> **WORK REQUIRED**: Would you transcribe the listing that follows, character for character, and omit its images?

> **DATA EXTRACT**:
§
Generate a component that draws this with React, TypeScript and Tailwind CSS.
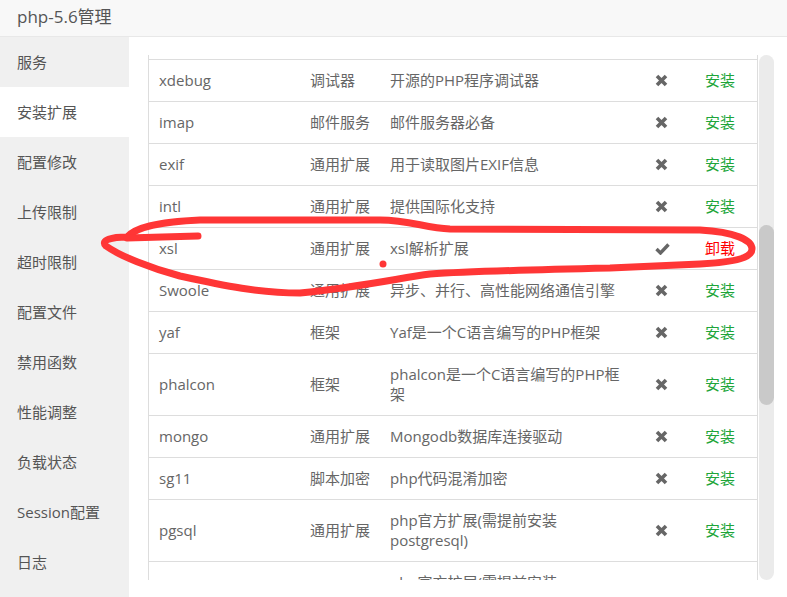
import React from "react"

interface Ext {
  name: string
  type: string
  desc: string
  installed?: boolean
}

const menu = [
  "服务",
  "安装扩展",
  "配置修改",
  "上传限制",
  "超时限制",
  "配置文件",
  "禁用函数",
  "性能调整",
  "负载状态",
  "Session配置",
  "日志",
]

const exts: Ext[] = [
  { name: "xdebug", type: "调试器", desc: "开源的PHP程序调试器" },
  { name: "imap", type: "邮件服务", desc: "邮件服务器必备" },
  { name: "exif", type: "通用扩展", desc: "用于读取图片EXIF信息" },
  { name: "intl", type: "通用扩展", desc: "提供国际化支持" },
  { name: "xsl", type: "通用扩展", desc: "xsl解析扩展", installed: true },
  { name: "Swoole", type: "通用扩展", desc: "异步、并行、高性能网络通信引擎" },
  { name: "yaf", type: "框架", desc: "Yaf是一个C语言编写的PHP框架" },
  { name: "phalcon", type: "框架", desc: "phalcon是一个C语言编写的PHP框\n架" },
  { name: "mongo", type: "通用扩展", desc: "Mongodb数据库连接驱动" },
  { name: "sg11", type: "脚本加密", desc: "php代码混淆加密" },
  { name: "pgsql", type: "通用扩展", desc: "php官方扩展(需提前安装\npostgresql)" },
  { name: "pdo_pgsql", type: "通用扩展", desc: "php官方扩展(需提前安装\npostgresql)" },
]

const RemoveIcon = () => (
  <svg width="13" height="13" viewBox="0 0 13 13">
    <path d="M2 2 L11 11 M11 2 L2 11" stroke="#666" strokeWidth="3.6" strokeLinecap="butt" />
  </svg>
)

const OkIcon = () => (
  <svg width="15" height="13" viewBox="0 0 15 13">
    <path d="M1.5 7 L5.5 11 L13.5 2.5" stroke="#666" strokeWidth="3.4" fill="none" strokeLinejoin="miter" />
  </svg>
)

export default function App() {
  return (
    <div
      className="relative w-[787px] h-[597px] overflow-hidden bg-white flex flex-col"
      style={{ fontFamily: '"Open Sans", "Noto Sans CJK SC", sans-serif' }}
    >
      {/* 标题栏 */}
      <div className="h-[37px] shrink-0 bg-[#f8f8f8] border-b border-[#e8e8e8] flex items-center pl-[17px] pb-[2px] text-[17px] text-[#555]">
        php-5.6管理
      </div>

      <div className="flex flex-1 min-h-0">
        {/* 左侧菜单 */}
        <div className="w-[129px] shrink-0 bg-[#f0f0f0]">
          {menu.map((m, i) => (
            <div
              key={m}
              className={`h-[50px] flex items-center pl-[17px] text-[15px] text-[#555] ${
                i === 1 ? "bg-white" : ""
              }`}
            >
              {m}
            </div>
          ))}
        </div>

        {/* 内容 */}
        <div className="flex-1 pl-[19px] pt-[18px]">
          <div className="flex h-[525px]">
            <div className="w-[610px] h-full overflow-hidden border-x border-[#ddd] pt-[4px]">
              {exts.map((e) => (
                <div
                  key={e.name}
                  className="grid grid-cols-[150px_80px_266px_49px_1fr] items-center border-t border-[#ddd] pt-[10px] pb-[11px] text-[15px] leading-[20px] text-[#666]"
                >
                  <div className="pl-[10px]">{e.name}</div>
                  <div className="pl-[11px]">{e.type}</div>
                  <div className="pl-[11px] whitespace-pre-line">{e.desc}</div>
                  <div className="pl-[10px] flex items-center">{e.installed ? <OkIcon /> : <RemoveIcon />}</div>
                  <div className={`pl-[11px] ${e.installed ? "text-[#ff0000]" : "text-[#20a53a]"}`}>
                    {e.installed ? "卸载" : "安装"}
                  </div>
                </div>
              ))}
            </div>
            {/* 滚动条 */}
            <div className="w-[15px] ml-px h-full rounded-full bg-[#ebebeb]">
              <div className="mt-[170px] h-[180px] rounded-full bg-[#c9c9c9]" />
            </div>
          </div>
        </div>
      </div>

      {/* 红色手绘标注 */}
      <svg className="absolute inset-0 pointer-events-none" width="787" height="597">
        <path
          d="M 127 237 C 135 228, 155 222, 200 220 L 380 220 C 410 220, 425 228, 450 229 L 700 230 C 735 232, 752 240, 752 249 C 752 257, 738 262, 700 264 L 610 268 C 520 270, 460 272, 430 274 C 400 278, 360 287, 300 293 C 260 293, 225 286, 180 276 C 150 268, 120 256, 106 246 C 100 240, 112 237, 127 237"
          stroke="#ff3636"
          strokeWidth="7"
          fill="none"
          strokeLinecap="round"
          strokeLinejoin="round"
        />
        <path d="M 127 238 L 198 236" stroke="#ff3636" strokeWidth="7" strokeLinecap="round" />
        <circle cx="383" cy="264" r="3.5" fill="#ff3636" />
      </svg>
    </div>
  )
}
§
> **FULL RESPONSE**:
Generate a component that draws this with React, TypeScript and Tailwind CSS.
import React from "react"

interface Ext {
  name: string
  type: string
  desc: string
  installed?: boolean
}

const menu = [
  "服务",
  "安装扩展",
  "配置修改",
  "上传限制",
  "超时限制",
  "配置文件",
  "禁用函数",
  "性能调整",
  "负载状态",
  "Session配置",
  "日志",
]

const exts: Ext[] = [
  { name: "xdebug", type: "调试器", desc: "开源的PHP程序调试器" },
  { name: "imap", type: "邮件服务", desc: "邮件服务器必备" },
  { name: "exif", type: "通用扩展", desc: "用于读取图片EXIF信息" },
  { name: "intl", type: "通用扩展", desc: "提供国际化支持" },
  { name: "xsl", type: "通用扩展", desc: "xsl解析扩展", installed: true },
  { name: "Swoole", type: "通用扩展", desc: "异步、并行、高性能网络通信引擎" },
  { name: "yaf", type: "框架", desc: "Yaf是一个C语言编写的PHP框架" },
  { name: "phalcon", type: "框架", desc: "phalcon是一个C语言编写的PHP框\n架" },
  { name: "mongo", type: "通用扩展", desc: "Mongodb数据库连接驱动" },
  { name: "sg11", type: "脚本加密", desc: "php代码混淆加密" },
  { name: "pgsql", type: "通用扩展", desc: "php官方扩展(需提前安装\npostgresql)" },
  { name: "pdo_pgsql", type: "通用扩展", desc: "php官方扩展(需提前安装\npostgresql)" },
]

const RemoveIcon = () => (
  <svg width="13" height="13" viewBox="0 0 13 13">
    <path d="M2 2 L11 11 M11 2 L2 11" stroke="#666" strokeWidth="3.6" strokeLinecap="butt" />
  </svg>
)

const OkIcon = () => (
  <svg width="15" height="13" viewBox="0 0 15 13">
    <path d="M1.5 7 L5.5 11 L13.5 2.5" stroke="#666" strokeWidth="3.4" fill="none" strokeLinejoin="miter" />
  </svg>
)

export default function App() {
  return (
    <div
      className="relative w-[787px] h-[597px] overflow-hidden bg-white flex flex-col"
      style={{ fontFamily: '"Open Sans", "Noto Sans CJK SC", sans-serif' }}
    >
      {/* 标题栏 */}
      <div className="h-[37px] shrink-0 bg-[#f8f8f8] border-b border-[#e8e8e8] flex items-center pl-[17px] pb-[2px] text-[17px] text-[#555]">
        php-5.6管理
      </div>

      <div className="flex flex-1 min-h-0">
        {/* 左侧菜单 */}
        <div className="w-[129px] shrink-0 bg-[#f0f0f0]">
          {menu.map((m, i) => (
            <div
              key={m}
              className={`h-[50px] flex items-center pl-[17px] text-[15px] text-[#555] ${
                i === 1 ? "bg-white" : ""
              }`}
            >
              {m}
            </div>
          ))}
        </div>

        {/* 内容 */}
        <div className="flex-1 pl-[19px] pt-[18px]">
          <div className="flex h-[525px]">
            <div className="w-[610px] h-full overflow-hidden border-x border-[#ddd] pt-[4px]">
              {exts.map((e) => (
                <div
                  key={e.name}
                  className="grid grid-cols-[150px_80px_266px_49px_1fr] items-center border-t border-[#ddd] pt-[10px] pb-[11px] text-[15px] leading-[20px] text-[#666]"
                >
                  <div className="pl-[10px]">{e.name}</div>
                  <div className="pl-[11px]">{e.type}</div>
                  <div className="pl-[11px] whitespace-pre-line">{e.desc}</div>
                  <div className="pl-[10px] flex items-center">{e.installed ? <OkIcon /> : <RemoveIcon />}</div>
                  <div className={`pl-[11px] ${e.installed ? "text-[#ff0000]" : "text-[#20a53a]"}`}>
                    {e.installed ? "卸载" : "安装"}
                  </div>
                </div>
              ))}
            </div>
            {/* 滚动条 */}
            <div className="w-[15px] ml-px h-full rounded-full bg-[#ebebeb]">
              <div className="mt-[170px] h-[180px] rounded-full bg-[#c9c9c9]" />
            </div>
          </div>
        </div>
      </div>

      {/* 红色手绘标注 */}
      <svg className="absolute inset-0 pointer-events-none" width="787" height="597">
        <path
          d="M 127 237 C 135 228, 155 222, 200 220 L 380 220 C 410 220, 425 228, 450 229 L 700 230 C 735 232, 752 240, 752 249 C 752 257, 738 262, 700 264 L 610 268 C 520 270, 460 272, 430 274 C 400 278, 360 287, 300 293 C 260 293, 225 286, 180 276 C 150 268, 120 256, 106 246 C 100 240, 112 237, 127 237"
          stroke="#ff3636"
          strokeWidth="7"
          fill="none"
          strokeLinecap="round"
          strokeLinejoin="round"
        />
        <path d="M 127 238 L 198 236" stroke="#ff3636" strokeWidth="7" strokeLinecap="round" />
        <circle cx="383" cy="264" r="3.5" fill="#ff3636" />
      </svg>
    </div>
  )
}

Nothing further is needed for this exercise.